Auf dem Portal sind 74 Städte mit 151 Messpunkten aufgeführt, darunter je zwei aus der Schweiz, aus Österreich und den Niederlanden.

Im Mai-Ranking liegt die Mariahilfer Straße in Wien mit 1.115.306 Passanten auf Platz 1, das Westerntor in Paderborn mit 259.497 Passanten auf Rang 70.

Die obere Bahnhofstraße in Brilon - auf dem Portal als „Bahnhofstraße (West)“ bezeichnet - Bist mit 63.380 Passanten auf Platz 145, die untere Bahnhofstraße - „Bahnhofstraße (Mitte)“ - mit 57.153 auf Rang 147.

Bis einschließlich gestern um 18 Uhr passierten 2675 Fußgänger den Zähler an der Voba, 3315 waren es oben. Bis 10 Uhr waren mit 353 Fußgängern oben bzw. 339 unten an beiden Messpunkten ähnlich viele Menschen unterwegs. Danach knickte die Kurve an der Voba ein, ehe sie zwischen 15 und 16 Uhr einen zweiten Höhepunkt erreichte. Am Eiscafe Venezia dagegen erreichte sie zwischen 11 und 12 Uhr mit 420 Passanten den Tages-Peak. Ab 15 Uhr zog es auch hier wieder auf einen Stundenwert von 398 Personen an. Insgesamt registrierte der Laser in diesem Jahr 408.570 Fußgänger in der oberen und 372.936 in der unteren Bahnhofstraße.
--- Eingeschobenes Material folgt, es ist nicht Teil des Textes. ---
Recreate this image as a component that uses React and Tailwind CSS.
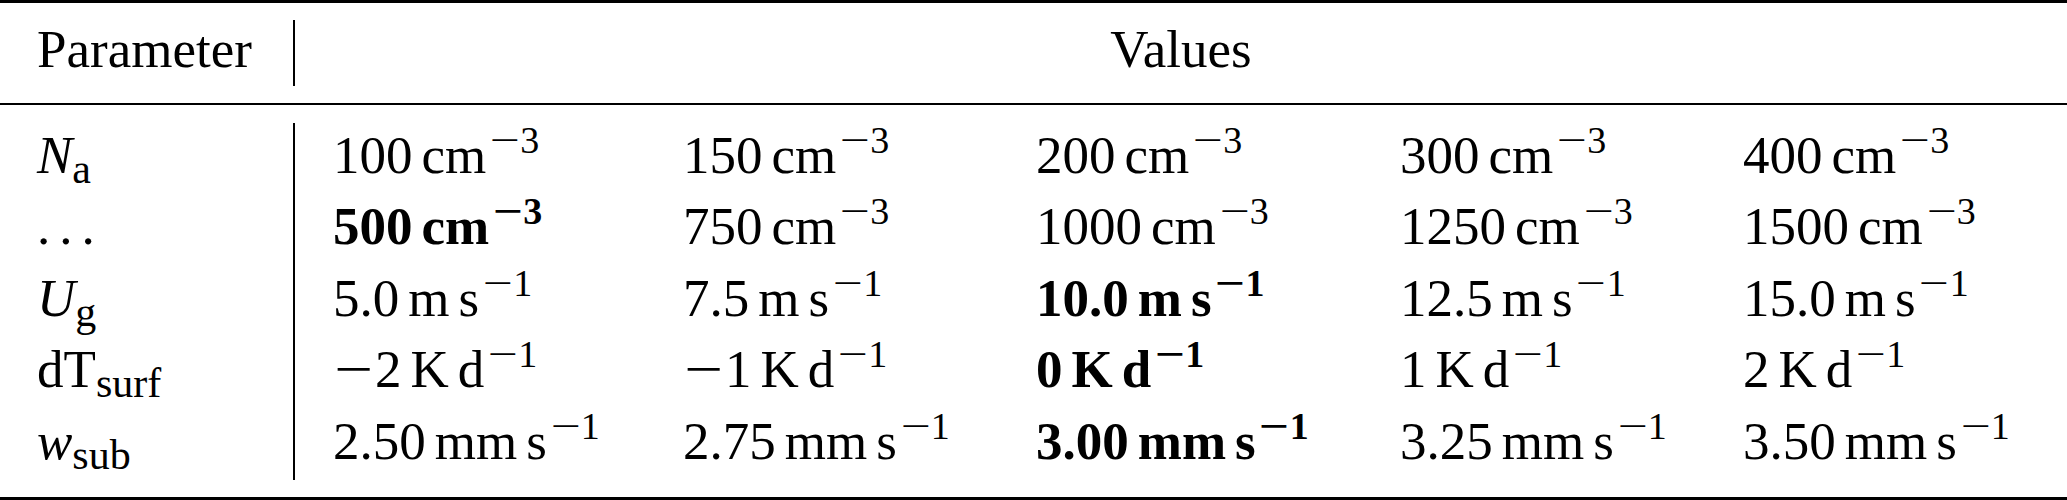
import React from 'react';

// exponent is always negative in this table: minus + digit
const Sup = ({ exp }) => (
  <span className="ml-[3px] align-[20px] leading-[0] text-[38px]">
    <span className="inline-block w-[31px] text-center">
      <span className="inline-block scale-x-[1.4]">−</span>
    </span>
    {exp}
  </span>
);

const Sub = ({ children }) => (
  <span className="not-italic align-[-10px] leading-[0] text-[42px]">{children}</span>
);

const Value = ({ v, bold }) => {
  const [num, units, exp] = v;
  const neg = num.startsWith('-');
  return (
    <span className={bold ? 'font-bold' : ''}>
      {neg && (
        <span className="inline-block w-[42px] text-center">
          <span className="inline-block scale-x-[1.3]">−</span>
        </span>
      )}
      {neg ? num.slice(1) : num}
      {units.map((u, i) => (
        <span key={i} className="ml-[9px]">{u}</span>
      ))}
      <Sup exp={exp} />
    </span>
  );
};

const rows = [
  {
    label: <><i>N</i><Sub>a</Sub></>,
    bold: -1,
    vals: [
      ['100', ['cm'], '3'],
      ['150', ['cm'], '3'],
      ['200', ['cm'], '3'],
      ['300', ['cm'], '3'],
      ['400', ['cm'], '3'],
    ],
  },
  {
    label: <span className="tracking-[9px]">...</span>,
    bold: 0,
    vals: [
      ['500', ['cm'], '3'],
      ['750', ['cm'], '3'],
      ['1000', ['cm'], '3'],
      ['1250', ['cm'], '3'],
      ['1500', ['cm'], '3'],
    ],
  },
  {
    label: <><i>U</i><Sub>g</Sub></>,
    bold: 2,
    vals: [
      ['5.0', ['m', 's'], '1'],
      ['7.5', ['m', 's'], '1'],
      ['10.0', ['m', 's'], '1'],
      ['12.5', ['m', 's'], '1'],
      ['15.0', ['m', 's'], '1'],
    ],
  },
  {
    label: <>dT<Sub>surf</Sub></>,
    bold: 2,
    vals: [
      ['-2', ['K', 'd'], '1'],
      ['-1', ['K', 'd'], '1'],
      ['0', ['K', 'd'], '1'],
      ['1', ['K', 'd'], '1'],
      ['2', ['K', 'd'], '1'],
    ],
  },
  {
    label: <><i>w</i><Sub>sub</Sub></>,
    bold: 2,
    vals: [
      ['2.50', ['mm', 's'], '1'],
      ['2.75', ['mm', 's'], '1'],
      ['3.00', ['mm', 's'], '1'],
      ['3.25', ['mm', 's'], '1'],
      ['3.50', ['mm', 's'], '1'],
    ],
  },
];

export default function App() {
  return (
    <div className="w-[2067px] h-[500px] bg-white text-black font-['Liberation_Serif',serif] text-[53px] leading-[58px] whitespace-nowrap">
      <div className="h-[3px] bg-black" />
      <div className="h-[17px]" />
      {/* header */}
      <div className="flex h-[66px]">
        <div className="w-[295px] pl-[37px] border-r-2 border-black">Parameter</div>
        <div className="flex-1 text-center">Values</div>
      </div>
      <div className="h-[17px]" />
      <div className="h-[2px] bg-black" />
      <div className="h-[18px]" />
      {/* body */}
      <div className="flex">
        <div className="w-[295px] pl-[37px] border-r-2 border-black">
          {rows.map((r, i) => (
            <div key={i} className="h-[71.4px] pt-[3px]">{r.label}</div>
          ))}
        </div>
        <div className="flex-1 pl-[38px]">
          {rows.map((r, i) => (
            <div key={i} className="grid grid-cols-[350px_353px_364px_343px_1fr] h-[71.4px] pt-[3px]">
              {r.vals.map((v, j) => (
                <div key={j}>
                  <Value v={v} bold={j === r.bold} />
                </div>
              ))}
            </div>
          ))}
        </div>
      </div>
      <div className="h-[17px]" />
      <div className="h-[3px] bg-black" />
    </div>
  );
}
In der unteren Bahnhofstraße will die Volksbank, wie exklusiv berichtet, den gesamten Eckbereich zur Kreuziger Mauer hin neu gestalten. Nach einem Wasserschaden werden zwei Häuser abgerissen. So soll der untere Bereich der Fußgängezone an Attraktivität gewinnen und die Arkaden näher bringen. Außerdem gibt es weitere Pläne für exponierte Bauvorhaben in der Kernstadt.

Als Kleinstadt im Konzert der Großen

Stefan Schleich ist total überrascht, dass „selbst 1a-Lagen in Großstädten nur mit dem Faktor 10 über der Frequenz in Brilon“ liegen. Damit, ergänzt Wirtschaftsförderer Oliver Dülme, „rechnen manche gar nicht in einer Kleinstadt im Sauerland“. Auch in der Liste der „Hystreet“-Städte dürfte Brilon zu den kleinsten gehören. Schließlich spielen dort Metropolen wie Wien, Berlin, Köln, Düsseldorf, Den Haag und Amsterdam mit. Die beiden nächstgelegenen Städte mit „Hystreet“-Messung sind Dortmund und Paderborn. In der Paderborner Fußgängerzone flanierten gestern bis 18 Uhr 14.546 Menschen.

Juni-Spitzenreiter in Brilon ist bisher Freitag, der 4., mit 5439 Passanten in Nähe des Marktes.